* _STATED TASK_
Reproduce all the lines exactly as they stand, apart from the pictures.

** begin STORED DATA **

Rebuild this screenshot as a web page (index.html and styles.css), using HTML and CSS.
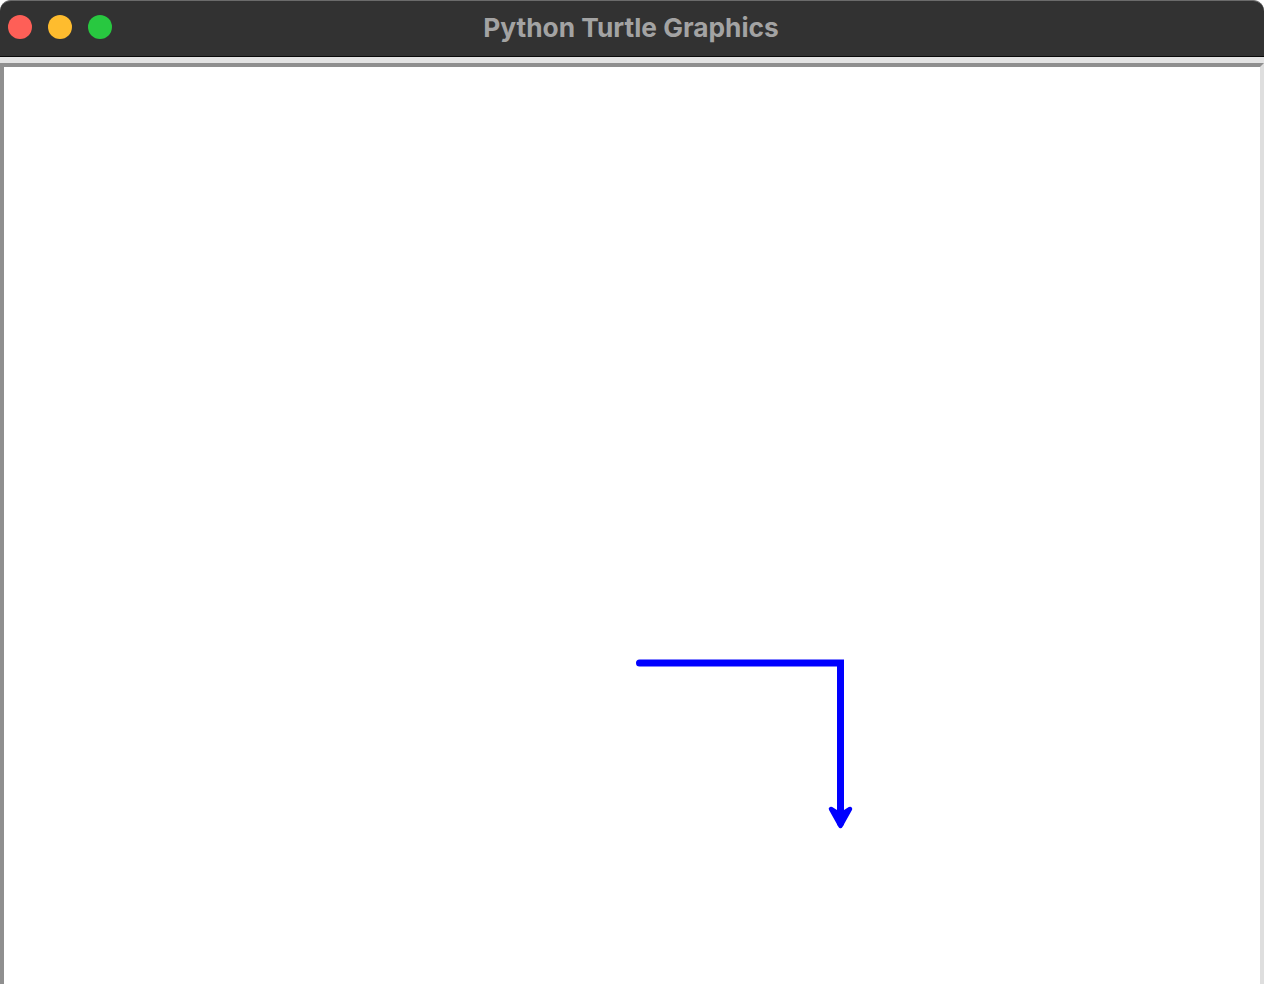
FILE: index.html
```html
<!DOCTYPE html>
<html>
<head>
<meta charset="utf-8">
<title>Python Turtle Graphics</title>
<link rel="stylesheet" href="styles.css">
</head>
<body>
<div class="window">
  <div class="titlebar">
    <div class="lights">
      <span class="light red"></span>
      <span class="light yellow"></span>
      <span class="light green"></span>
    </div>
    <div class="title">Python Turtle Graphics</div>
  </div>
  <div class="body">
    <div class="frame">
      <svg class="canvas" viewBox="4 67 1256 917" width="1256" height="917" xmlns="http://www.w3.org/2000/svg">
        <path d="M639.5 663 H840.5 V823" fill="none" stroke="#0000ff" stroke-width="7" stroke-linecap="round" stroke-linejoin="miter"/>
        <polygon points="840.5,826 831,809 840.5,815 850,809" fill="#0000ff" stroke="#0000ff" stroke-width="4.5" stroke-linejoin="round"/>
      </svg>
    </div>
  </div>
</div>
</body>
</html>
```
FILE: styles.css
```css
html, body {
  margin: 0;
  padding: 0;
  background: #ffffff;
  overflow: hidden;
}
.window {
  width: 1264px;
  height: 984px;
  display: flex;
  flex-direction: column;
}
.titlebar {
  position: relative;
  height: 55px;
  background: #323232;
  border-top: 1px solid #6b6b6b;
  border-bottom: 1px solid #0a0a0a;
  border-radius: 11px 11px 0 0;
  display: flex;
  align-items: center;
  justify-content: center;
}
.lights {
  position: absolute;
  left: 8px;
  top: 14px;
  display: flex;
  gap: 16px;
}
.light {
  width: 24px;
  height: 24px;
  border-radius: 50%;
  display: block;
}
.red { background: #fe5f57; }
.yellow { background: #febc2e; }
.green { background: #28c840; }
.title {
  font-family: Inter, "Liberation Sans", sans-serif;
  font-weight: 700;
  font-size: 26.3px;
  color: #a3a3a3;
  margin-left: -2px;
  margin-top: -2px;
}
.body {
  flex: 1;
  background: #e3e3e3;
  padding-top: 6px;
  display: flex;
  flex-direction: column;
}
.frame {
  flex: 1;
  background: #ffffff;
  border-top: 4px solid #8f8f8f;
  border-left: 4px solid #8f8f8f;
  border-right: 4px solid #dedede;
  overflow: hidden;
}
.canvas {
  display: block;
}
```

** end STORED DATA **

* _THE OUTPUT_
Rebuild this screenshot as a web page (index.html and styles.css), using HTML and CSS.
FILE: index.html
```html
<!DOCTYPE html>
<html>
<head>
<meta charset="utf-8">
<title>Python Turtle Graphics</title>
<link rel="stylesheet" href="styles.css">
</head>
<body>
<div class="window">
  <div class="titlebar">
    <div class="lights">
      <span class="light red"></span>
      <span class="light yellow"></span>
      <span class="light green"></span>
    </div>
    <div class="title">Python Turtle Graphics</div>
  </div>
  <div class="body">
    <div class="frame">
      <svg class="canvas" viewBox="4 67 1256 917" width="1256" height="917" xmlns="http://www.w3.org/2000/svg">
        <path d="M639.5 663 H840.5 V823" fill="none" stroke="#0000ff" stroke-width="7" stroke-linecap="round" stroke-linejoin="miter"/>
        <polygon points="840.5,826 831,809 840.5,815 850,809" fill="#0000ff" stroke="#0000ff" stroke-width="4.5" stroke-linejoin="round"/>
      </svg>
    </div>
  </div>
</div>
</body>
</html>
```
FILE: styles.css
```css
html, body {
  margin: 0;
  padding: 0;
  background: #ffffff;
  overflow: hidden;
}
.window {
  width: 1264px;
  height: 984px;
  display: flex;
  flex-direction: column;
}
.titlebar {
  position: relative;
  height: 55px;
  background: #323232;
  border-top: 1px solid #6b6b6b;
  border-bottom: 1px solid #0a0a0a;
  border-radius: 11px 11px 0 0;
  display: flex;
  align-items: center;
  justify-content: center;
}
.lights {
  position: absolute;
  left: 8px;
  top: 14px;
  display: flex;
  gap: 16px;
}
.light {
  width: 24px;
  height: 24px;
  border-radius: 50%;
  display: block;
}
.red { background: #fe5f57; }
.yellow { background: #febc2e; }
.green { background: #28c840; }
.title {
  font-family: Inter, "Liberation Sans", sans-serif;
  font-weight: 700;
  font-size: 26.3px;
  color: #a3a3a3;
  margin-left: -2px;
  margin-top: -2px;
}
.body {
  flex: 1;
  background: #e3e3e3;
  padding-top: 6px;
  display: flex;
  flex-direction: column;
}
.frame {
  flex: 1;
  background: #ffffff;
  border-top: 4px solid #8f8f8f;
  border-left: 4px solid #8f8f8f;
  border-right: 4px solid #dedede;
  overflow: hidden;
}
.canvas {
  display: block;
}
```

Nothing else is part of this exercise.